▶ _Stated goal_:
Extract every line that contains the word "React".

Start

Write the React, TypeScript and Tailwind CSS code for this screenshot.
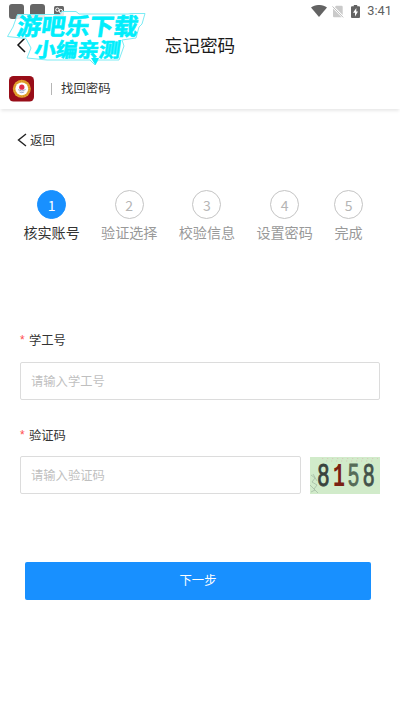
import React, { useState } from 'react';

interface Step {
  id: number;
  title: string;
}

const steps: Step[] = [
  { id: 1, title: '核实账号' },
  { id: 2, title: '验证选择' },
  { id: 3, title: '校验信息' },
  { id: 4, title: '设置密码' },
  { id: 5, title: '完成' },
];

const StatusBar = () => (
  <div className="flex h-[22px] items-center justify-between pl-[9px] pr-[8px]">
    <div className="flex items-center">
      <span className="h-[15px] w-[15px] rounded-[3px] bg-[#666]" />
      <span className="ml-[6px] h-[15px] w-[15px] rounded-[3px] bg-[#666]" />
      <svg className="ml-[9px]" width="10" height="10" viewBox="0 0 10 10">
        <rect width="10" height="10" rx="1.5" fill="#666" />
        <circle cx="3.4" cy="3.7" r="1.7" fill="none" stroke="#fff" />
        <circle cx="6.8" cy="5" r="1.7" fill="none" stroke="#fff" />
      </svg>
    </div>
    <div className="flex items-center">
      <svg width="16" height="12" viewBox="0 0 16 12">
        <path d="M0 2.6C4.6-.9 11.4-.9 16 2.6L8 12Z" fill="#636363" />
      </svg>
      <svg className="ml-[5px]" width="12" height="13" viewBox="0 0 12 13">
        <path d="M4.2.8H9.5a1.2 1.2 0 0 1 1.2 1.2V10L2.8 2.1ZM1 3.5 9.7 12.3H2A1 1 0 0 1 1 11.3Z" fill="#cacaca" />
        <path d="M.5 1.4 11.2 12.4" stroke="#bdbdbd" />
      </svg>
      <svg className="ml-[7px]" width="9" height="13" viewBox="0 0 9 13">
        <path d="M2.8 0h3.4v1.3H8a1 1 0 0 1 1 1V12a1 1 0 0 1-1 1H1a1 1 0 0 1-1-1V2.3a1 1 0 0 1 1-1h1.8Z" fill="#636363" />
        <path d="M5.3 3 2 7.8h2V11.4L7 6.6H5.3Z" fill="#fff" />
      </svg>
      <span className="ml-[7px] font-['Roboto',sans-serif] text-[12.8px] leading-none text-[#606060]">3:41</span>
    </div>
  </div>
);

const Watermark = () => (
  <svg className="pointer-events-none absolute left-0 top-0" width="160" height="70" viewBox="0 0 160 70">
    <path
      d="M17.5 14.5H60L62 11.5H76L79 14H128L131 13.5H145L142 24L139 27L136 38L122 40L124 46L119 60H98L95 65L90 60H47L27 58L31 48L26 38.5L7.5 36.5L13 27Z"
      fill="#fff"
      fillOpacity=".85"
      stroke="#7cebf4"
      strokeWidth="1"
    />
    <g
      fill="#00eefc"
      stroke="#00eefc"
      strokeWidth=".6"
      fontFamily="'Noto Sans CJK SC', sans-serif"
      fontWeight="700"
    >
      <text transform="translate(16 34.8) skewX(-8)" fontSize="23.5" textLength="121" lengthAdjust="spacingAndGlyphs">游吧乐下载</text>
      <text transform="translate(33.5 56.8) skewX(-8)" fontSize="20" textLength="86" lengthAdjust="spacingAndGlyphs">小编亲测</text>
    </g>
    <path d="M91 58H99L95.3 65Z" fill="#00eefc" />
  </svg>
);

const SchoolLogo = () => (
  <svg width="26" height="26" viewBox="0 0 26 26">
    <rect x="0" y="0" width="25" height="25.5" rx="4.5" fill="#980d18" />
    <circle cx="12.8" cy="12.8" r="9" fill="#e3a52e" />
    <circle cx="12.8" cy="12.8" r="7.6" fill="none" stroke="#c8731f" strokeWidth=".7" strokeDasharray="1 1.4" />
    <circle cx="12.8" cy="12.8" r="6.4" fill="#fff" />
    <circle cx="12.8" cy="11.2" r="2.6" fill="#e02b48" />
    <path d="M9 13.6Q12.8 16.4 16.6 13.6M10.4 16Q12.8 17.4 15.2 16" fill="none" stroke="#8795bb" strokeWidth=".8" />
  </svg>
);

const Captcha = () => (
  <svg className="overflow-visible" width="70" height="37" viewBox="0 0 70 37">
    <rect width="70" height="37" fill="#d1ebca" />
    <path d="M12 1.5H68M16 4H65" stroke="#d8c2b6" strokeWidth=".8" strokeDasharray="1.2 3.8" />
    <path d="M1 18 5 21 2 25 7 28 4 32 8 36M0 28 5 33 1 35M3 17 7 24" fill="none" stroke="#a4bda4" strokeWidth=".8" />
    <g fontFamily="'Liberation Sans', sans-serif" fontSize="32" strokeWidth=".9" textAnchor="middle">
      <text transform="translate(13.3 28.6) scale(.66 1)" fill="#38423c" stroke="#38423c">8</text>
      <text
        transform="translate(29 28.6) scale(.62 1.04)"
        fill="#7b2113"
        fontFamily="'Liberation Mono', monospace"
        fontWeight="700"
      >
        1
      </text>
      <text transform="translate(43.6 28.6) scale(.62 1)" fill="#566b57" stroke="#566b57">5</text>
      <text transform="translate(58.7 28.6) scale(.64 1)" fill="#435149" stroke="#435149">8</text>
    </g>
  </svg>
);

const FieldLabel = ({ children }: { children: React.ReactNode }) => (
  <label className="flex h-5 items-center text-[12.3px] text-[#333]">
    <span className="mr-[4px] w-[5px] font-['Liberation_Sans',sans-serif] text-[12px] text-[#ff4d4f]">*</span>
    {children}
  </label>
);

const inputClass =
  'h-[38px] min-w-0 rounded-[2px] border border-[#dcdcdc] bg-white px-[10px] text-[12.3px] text-[#333] outline-none placeholder:text-[#bfbfbf]';

const App = () => {
  const [current] = useState(1);
  const [account, setAccount] = useState('');
  const [code, setCode] = useState('');

  return (
    <div className="relative h-[712px] w-[400px] overflow-hidden bg-white font-['Noto_Sans_CJK_SC',sans-serif]">
      <StatusBar />

      {/* Title bar */}
      <header className="flex h-[46px] items-center">
        <button className="ml-[16px] flex w-[20px]">
          <svg width="10" height="16" viewBox="0 0 10 16">
            <path d="M9 1 2 8 9 15" fill="none" stroke="#111" strokeWidth="1.5" />
          </svg>
        </button>
        <h1 className="flex-1 pr-[36px] text-center text-[17.6px] leading-none text-[#1a1a1a]">忘记密码</h1>
      </header>

      <div className="flex h-[41px] items-center pl-[9px] shadow-[0_3px_3px_-1px_rgba(0,0,0,0.09)]">
        <SchoolLogo />
        <span className="ml-[16px] h-[12px] w-px bg-[#b5b5b5]" />
        <span className="ml-[9px] text-[12.4px] text-[#333]">找回密码</span>
      </div>

      <button className="mt-[21px] flex h-5 items-center pl-[17px] text-[12.4px] text-[#333]">
        <svg width="10" height="14" viewBox="0 0 10 14">
          <path d="M9 1 1.5 7 9 13" fill="none" stroke="#222" strokeWidth="1.4" />
        </svg>
        <span className="ml-[3px]">返回</span>
      </button>

      <div className="mt-[40px] flex gap-[21.3px] pl-[23.4px]">
        {steps.map((step) => {
          const active = step.id === current;
          return (
            <div key={step.id} className="flex flex-col items-center">
              <span
                className={`flex h-[29px] w-[29px] items-center justify-center rounded-full border text-[14px] leading-none ${
                  active ? 'border-[#1890ff] bg-[#1890ff] text-white' : 'border-[#c4c4c4] text-[#b5b5b5]'
                }`}
              >
                {step.id}
              </span>
              <span
                className={`mt-[3px] whitespace-nowrap text-[14.1px] leading-[20px] ${
                  active ? 'text-[#333]' : 'text-[#999]'
                }`}
              >
                {step.title}
              </span>
            </div>
          );
        })}
      </div>

      <form className="mt-[88px] flex flex-col px-[20px]" onSubmit={(e) => e.preventDefault()}>
        <FieldLabel>学工号</FieldLabel>
        <input
          className={`mt-[12px] w-full ${inputClass}`}
          placeholder="请输入学工号"
          value={account}
          onChange={(e) => setAccount(e.target.value)}
        />

        <div className="mt-[25px]">
          <FieldLabel>验证码</FieldLabel>
        </div>
        <div className="mt-[11px] flex items-center gap-[9px]">
          <input
            className={`flex-1 ${inputClass}`}
            placeholder="请输入验证码"
            value={code}
            onChange={(e) => setCode(e.target.value)}
          />
          <Captcha />
        </div>

        <button className="ml-[5px] mr-[9px] mt-[68px] h-[38px] rounded-[2px] bg-[#1890ff] pb-px text-[12.3px] text-white">
          下一步
        </button>
      </form>

      <Watermark />
    </div>
  );
};

export default App;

End

▶ _Answer to the task_:
Write the React, TypeScript and Tailwind CSS code for this screenshot.
import React, { useState } from 'react';
const FieldLabel = ({ children }: { children: React.ReactNode }) => (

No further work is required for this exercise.